- _Directions_
Examine the records and identify each line that includes the string "this". Copy those lines.

- _Supplied data_
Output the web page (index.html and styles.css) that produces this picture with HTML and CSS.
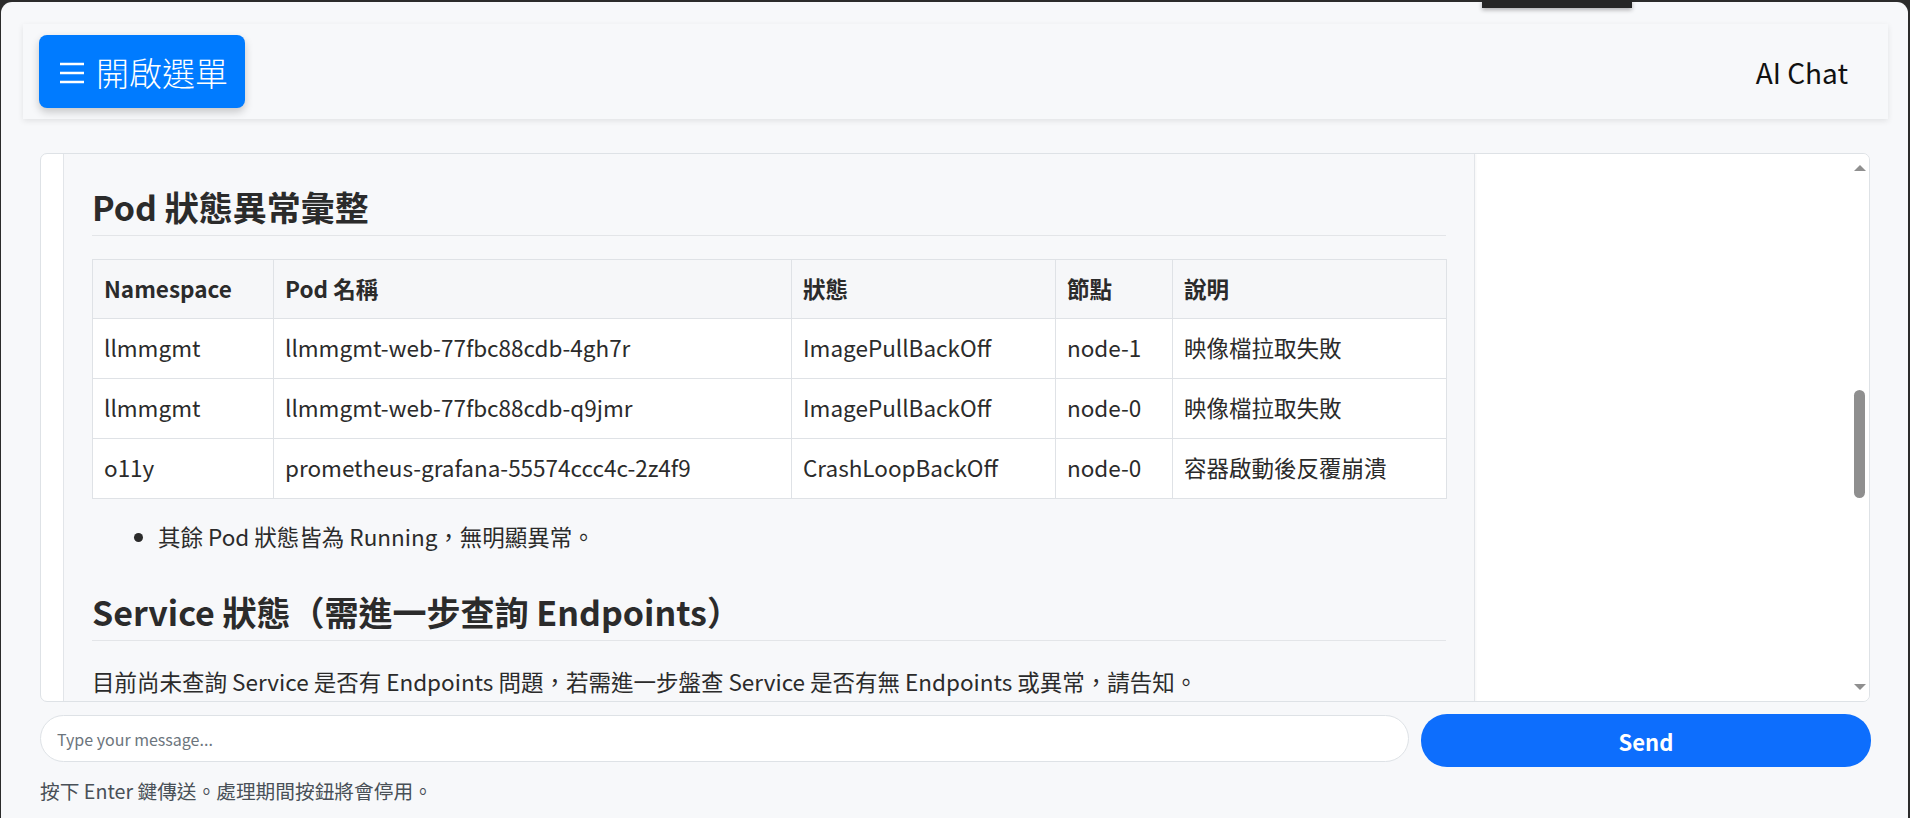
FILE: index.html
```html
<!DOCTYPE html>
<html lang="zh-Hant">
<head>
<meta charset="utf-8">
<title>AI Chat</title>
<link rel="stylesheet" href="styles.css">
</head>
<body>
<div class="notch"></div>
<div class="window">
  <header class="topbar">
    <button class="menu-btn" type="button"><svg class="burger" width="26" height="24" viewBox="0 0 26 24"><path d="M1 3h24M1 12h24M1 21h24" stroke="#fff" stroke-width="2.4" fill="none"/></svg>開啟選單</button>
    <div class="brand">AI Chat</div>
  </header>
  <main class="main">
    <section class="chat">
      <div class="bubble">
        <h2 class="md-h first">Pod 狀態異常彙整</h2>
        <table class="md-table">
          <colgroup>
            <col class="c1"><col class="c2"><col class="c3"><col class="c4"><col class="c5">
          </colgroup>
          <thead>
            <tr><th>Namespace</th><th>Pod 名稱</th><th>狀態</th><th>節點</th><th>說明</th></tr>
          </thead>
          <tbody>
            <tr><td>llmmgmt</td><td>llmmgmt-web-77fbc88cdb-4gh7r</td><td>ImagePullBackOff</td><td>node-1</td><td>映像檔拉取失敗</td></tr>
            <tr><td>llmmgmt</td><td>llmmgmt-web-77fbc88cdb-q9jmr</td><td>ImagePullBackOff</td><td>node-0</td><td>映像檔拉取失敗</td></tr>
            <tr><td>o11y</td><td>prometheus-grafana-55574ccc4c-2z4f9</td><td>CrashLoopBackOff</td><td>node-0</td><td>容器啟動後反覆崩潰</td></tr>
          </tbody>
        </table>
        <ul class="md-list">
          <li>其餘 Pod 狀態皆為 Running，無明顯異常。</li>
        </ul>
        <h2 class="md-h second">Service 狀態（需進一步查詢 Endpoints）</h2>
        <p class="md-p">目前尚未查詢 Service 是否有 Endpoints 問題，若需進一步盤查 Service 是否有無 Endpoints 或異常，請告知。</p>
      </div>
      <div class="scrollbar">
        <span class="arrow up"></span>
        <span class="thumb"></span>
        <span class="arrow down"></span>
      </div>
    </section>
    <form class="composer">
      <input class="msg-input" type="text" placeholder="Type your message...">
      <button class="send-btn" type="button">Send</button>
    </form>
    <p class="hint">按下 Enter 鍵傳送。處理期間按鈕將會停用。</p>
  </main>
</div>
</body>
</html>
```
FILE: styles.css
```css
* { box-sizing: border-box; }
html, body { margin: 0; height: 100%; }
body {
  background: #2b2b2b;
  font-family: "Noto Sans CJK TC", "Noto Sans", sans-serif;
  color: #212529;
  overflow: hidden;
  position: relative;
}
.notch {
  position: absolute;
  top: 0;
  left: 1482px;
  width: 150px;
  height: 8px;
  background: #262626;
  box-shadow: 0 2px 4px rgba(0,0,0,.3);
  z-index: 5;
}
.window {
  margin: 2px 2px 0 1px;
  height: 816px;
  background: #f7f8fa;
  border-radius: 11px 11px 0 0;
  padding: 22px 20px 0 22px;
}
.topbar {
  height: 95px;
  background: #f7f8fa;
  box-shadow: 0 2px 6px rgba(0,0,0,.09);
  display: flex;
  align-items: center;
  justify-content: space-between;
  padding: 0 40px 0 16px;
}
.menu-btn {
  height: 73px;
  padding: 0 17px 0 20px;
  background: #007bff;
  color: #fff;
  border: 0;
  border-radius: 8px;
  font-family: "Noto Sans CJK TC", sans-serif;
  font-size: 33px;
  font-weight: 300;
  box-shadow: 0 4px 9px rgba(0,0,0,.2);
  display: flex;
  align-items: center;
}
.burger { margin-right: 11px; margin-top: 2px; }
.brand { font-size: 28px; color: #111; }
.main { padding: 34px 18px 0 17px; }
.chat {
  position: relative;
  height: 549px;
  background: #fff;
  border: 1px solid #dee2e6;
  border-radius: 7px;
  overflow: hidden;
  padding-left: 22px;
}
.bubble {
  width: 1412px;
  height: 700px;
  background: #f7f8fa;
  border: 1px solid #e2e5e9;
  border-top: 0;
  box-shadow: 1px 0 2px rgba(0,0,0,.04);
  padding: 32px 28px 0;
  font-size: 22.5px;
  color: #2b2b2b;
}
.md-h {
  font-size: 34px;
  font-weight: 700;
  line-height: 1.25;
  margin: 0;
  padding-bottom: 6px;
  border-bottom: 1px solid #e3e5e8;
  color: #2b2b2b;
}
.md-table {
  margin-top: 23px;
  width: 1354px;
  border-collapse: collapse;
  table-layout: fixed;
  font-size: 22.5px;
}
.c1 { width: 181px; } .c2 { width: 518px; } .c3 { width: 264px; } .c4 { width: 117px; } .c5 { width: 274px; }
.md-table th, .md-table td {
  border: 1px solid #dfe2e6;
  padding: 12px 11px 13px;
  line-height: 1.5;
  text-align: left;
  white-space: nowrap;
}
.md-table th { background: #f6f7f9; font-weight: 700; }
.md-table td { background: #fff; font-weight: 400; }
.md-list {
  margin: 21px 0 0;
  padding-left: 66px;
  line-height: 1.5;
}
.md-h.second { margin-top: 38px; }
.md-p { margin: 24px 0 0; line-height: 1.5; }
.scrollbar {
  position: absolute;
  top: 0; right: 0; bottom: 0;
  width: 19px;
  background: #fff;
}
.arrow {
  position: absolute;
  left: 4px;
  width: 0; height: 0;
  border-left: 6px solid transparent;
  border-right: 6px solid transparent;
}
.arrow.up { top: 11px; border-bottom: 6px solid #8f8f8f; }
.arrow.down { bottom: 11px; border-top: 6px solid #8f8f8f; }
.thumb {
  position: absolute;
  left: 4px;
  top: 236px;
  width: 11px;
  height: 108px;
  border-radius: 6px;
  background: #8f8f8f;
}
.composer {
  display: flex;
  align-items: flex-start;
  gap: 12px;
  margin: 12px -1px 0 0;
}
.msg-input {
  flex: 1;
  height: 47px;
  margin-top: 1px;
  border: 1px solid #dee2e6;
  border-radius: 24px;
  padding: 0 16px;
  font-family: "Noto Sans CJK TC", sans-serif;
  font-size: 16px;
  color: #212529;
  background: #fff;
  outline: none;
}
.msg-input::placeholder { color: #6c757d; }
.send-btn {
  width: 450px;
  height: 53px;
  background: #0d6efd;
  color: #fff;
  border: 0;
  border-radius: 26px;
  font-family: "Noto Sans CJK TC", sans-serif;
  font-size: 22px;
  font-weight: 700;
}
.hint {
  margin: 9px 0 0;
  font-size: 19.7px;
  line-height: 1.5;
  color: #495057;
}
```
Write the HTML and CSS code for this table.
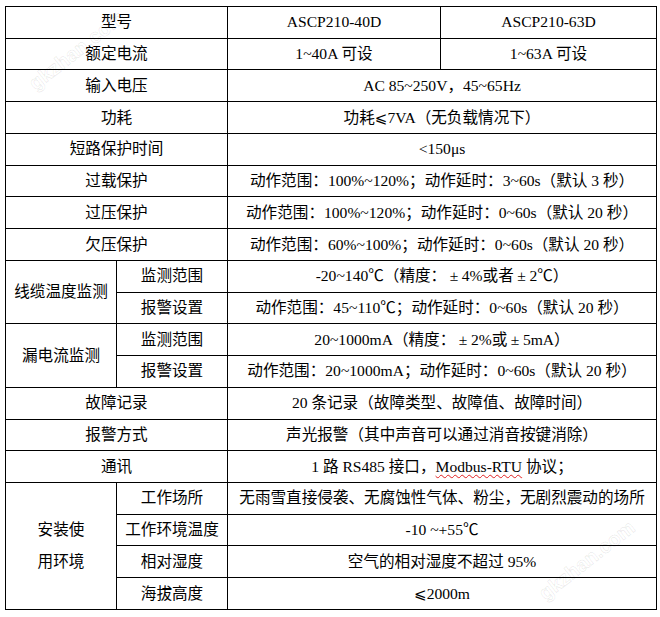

- _Worked solution_
Output the web page (index.html and styles.css) that produces this picture with HTML and CSS.
Write the HTML and CSS code for this table.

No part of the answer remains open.